中国科学院青蔵高原(チベット高原)研究所によると、同研究所の環境変化・多層位プロセスチームの張国慶研究員らの研究により、青蔵高原の湖沼面積が過去30年間で1万平方キロ以上拡大したことが分かった。中央テレビニュースが伝えた。
研究チームは、降水量の増加と氷河の融解で水が補給されたことにより、青蔵高原の湖沼面積が低排出の状況下で、21世紀末までに約50%(約2万平方キロ)拡大し、水位が約10メートル上昇し、水量が50年前の4倍に当たる約6520億トンに増加すると見積もっている。

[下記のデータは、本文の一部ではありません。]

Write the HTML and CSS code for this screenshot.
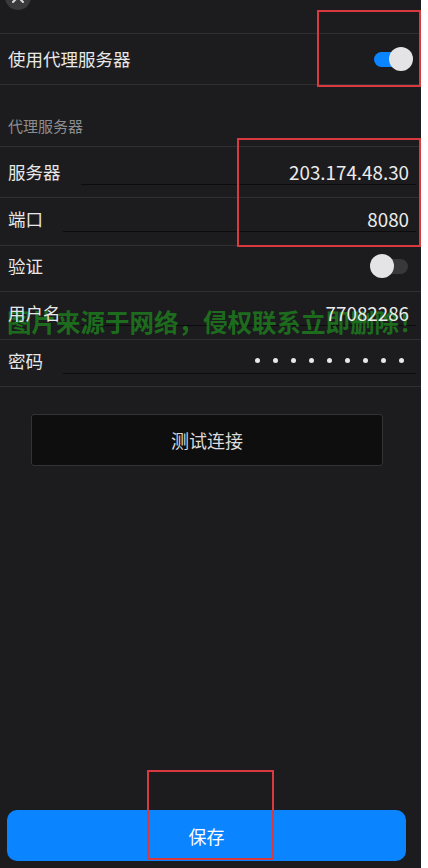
FILE: index.html
```html
<!DOCTYPE html>
<html lang="zh-CN">
<head>
<meta charset="utf-8">
<title>代理服务器</title>
<link rel="stylesheet" href="styles.css">
</head>
<body>
<div class="app">
  <div class="watermark">图片来源于网络，侵权联系立即删除！</div>
  <div class="topbar">
    <div class="close-btn">
      <svg width="26" height="26" viewBox="0 0 26 26"><path d="M8 8 L18 18 M18 8 L8 18" stroke="#d8d8d8" stroke-width="2" stroke-linecap="round"/></svg>
    </div>
  </div>
  <div class="row row-main">
    <span class="label">使用代理服务器</span>
    <span class="switch on"><span class="track"></span><span class="knob"></span></span>
  </div>
  <div class="section-header">代理服务器</div>
  <div class="row row-a">
    <span class="label">服务器</span>
    <span class="field"><span class="value">203.174.48.30</span></span>
  </div>
  <div class="row row-b">
    <span class="label">端口</span>
    <span class="field"><span class="value">8080</span></span>
  </div>
  <div class="row row-c">
    <span class="label">验证</span>
    <span class="switch off"><span class="track"></span><span class="knob"></span></span>
  </div>
  <div class="row row-b">
    <span class="label">用户名</span>
    <span class="field"><span class="value">77082286</span></span>
  </div>
  <div class="row row-d">
    <span class="label">密码</span>
    <span class="field"><span class="dots"><i></i><i></i><i></i><i></i><i></i><i></i><i></i><i></i><i></i></span></span>
  </div>
  <button class="test-btn">测试连接</button>
  <button class="save-btn">保存</button>

  <div class="mark mark-1"></div>
  <div class="mark mark-2"></div>
  <div class="mark mark-3"></div>
</div>
</body>
</html>
```
FILE: styles.css
```css
* { box-sizing: border-box; }
html, body { margin: 0; padding: 0; }
body {
  background: #ffffff;
  width: 428px;
  height: 868px;
  overflow: hidden;
  font-family: "Noto Sans CJK SC", "Noto Sans", sans-serif;
}
.app {
  position: relative;
  width: 421px;
  height: 868px;
  background: #1c1c1e;
  display: flex;
  flex-direction: column;
  color: #e6e6e6;
}
.topbar {
  height: 34px;
  border-bottom: 1px solid #2f2f31;
  padding-left: 5px;
  flex-shrink: 0;
}
.close-btn {
  width: 26px;
  height: 26px;
  border-radius: 50%;
  background: #3a3a3c;
  margin-top: -16px;
}
.close-btn svg { display: block; }
.row {
  display: flex;
  align-items: center;
  padding: 0 5px 0 8px;
  border-bottom: 1px solid #2f2f31;
  flex-shrink: 0;
}
.row-main { height: 51px; }
.row-a { height: 51px; }
.row-b { height: 48px; padding-bottom: 5px; }
.row-c { height: 46px; padding-bottom: 5px; }
.row-d { height: 47px; padding-bottom: 5px; }
.label {
  position: relative;
  z-index: 2;
  font-size: 17.5px;
  line-height: 24px;
  color: #e8e8e8;
  white-space: nowrap;
}
.section-header {
  height: 62px;
  display: flex;
  align-items: flex-end;
  padding: 0 0 9px 8px;
  font-size: 15px;
  line-height: 22px;
  color: #8c8c90;
  border-bottom: 1px solid #2f2f31;
  flex-shrink: 0;
}
.field {
  flex: 1;
  margin-left: 20px;
  height: 26px;
  border-bottom: 1px solid #0c0c0c;
  display: flex;
  align-items: center;
  justify-content: flex-end;
  padding-right: 7px;
}
.value {
  position: relative;
  z-index: 2;
  font-size: 18.8px;
  line-height: 24px;
  color: #ececec;
}
.dots {
  display: flex;
  gap: 13px;
  padding-right: 5px;
}
.dots i {
  display: block;
  width: 5px;
  height: 5px;
  border-radius: 50%;
  background: #e8e8e8;
}
.switch {
  margin-left: auto;
  position: relative;
  width: 43px;
  height: 24px;
  flex-shrink: 0;
  margin-right: 3px;
}
.switch .track {
  position: absolute;
  top: 4.5px;
  height: 15px;
  border-radius: 8px;
}
.switch .knob {
  position: absolute;
  top: 0;
  width: 24px;
  height: 24px;
  border-radius: 50%;
  background: #e4e4e6;
}
.switch.on .track { left: 4px; right: 4px; background: #0a84ff; }
.switch.on .knob { right: 0; }
.switch.off .track { left: 4px; right: 5px; background: #38383a; }
.switch.off .knob { left: 0; }
.test-btn {
  align-self: flex-start;
  margin: 27px 0 0 31px;
  width: 352px;
  height: 52px;
  background: #0e0e0f;
  border: 1px solid #333335;
  border-radius: 3px;
  color: #dcdcdc;
  font-family: inherit;
  font-size: 18px;
  flex-shrink: 0;
}
.save-btn {
  margin: auto 15px 7px 7px;
  height: 51px;
  background: #0a84ff;
  border: none;
  border-radius: 10px;
  color: #ffffff;
  font-family: inherit;
  font-size: 18px;
  flex-shrink: 0;
}
.watermark {
  position: absolute;
  z-index: 1;
  left: 7px;
  top: 306px;
  font-size: 24.5px;
  line-height: 32px;
  font-weight: 700;
  color: rgba(30, 140, 30, 0.72);
  white-space: nowrap;
  pointer-events: none;
}
.mark {
  position: absolute;
  z-index: 3;
  border: 2px solid #d83a40;
  pointer-events: none;
}
.mark-1 { left: 317px; top: 10px; width: 104px; height: 77px; }
.mark-2 { left: 237px; top: 138px; width: 184px; height: 109px; }
.mark-3 { left: 147px; top: 770px; width: 127px; height: 90px; }
```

研究成果は27日、「ネイチャー・ジオサイエンス」にオンライン掲載され、青蔵高原の今後の計画に科学的指導を提供している。
研究員によると、青蔵高原には地球で標高が最も高く、数が最も多い高原湖沼群が分布しており、その面積は中国国内の湖沼の50%以上を占めている。過去50年間の温暖化と人類活動の複合的な影響により、世界中の大きな湖で水量が減少している一方で、青蔵高原の湖沼は温暖化を背景に急速に増加しており、湖の氾濫リスクを高めている。
湖沼の拡大はさらに、大気中の温室効果ガスの濃度を高める可能性があり、世界的な温暖化を激化させる恐れがある。将来的に湖沼の水量増加により湖の塩分量が減り、湖沼生態系の種の豊富さと栄養構造が変化することになる。また湖沼流域の再構築により新たに形成される河川も高原動物の移動を妨げる可能性がある。そのため、より効果的かつ持続可能な管理措置を講じ、社会の発展と生態系への影響を軽減する必要がある。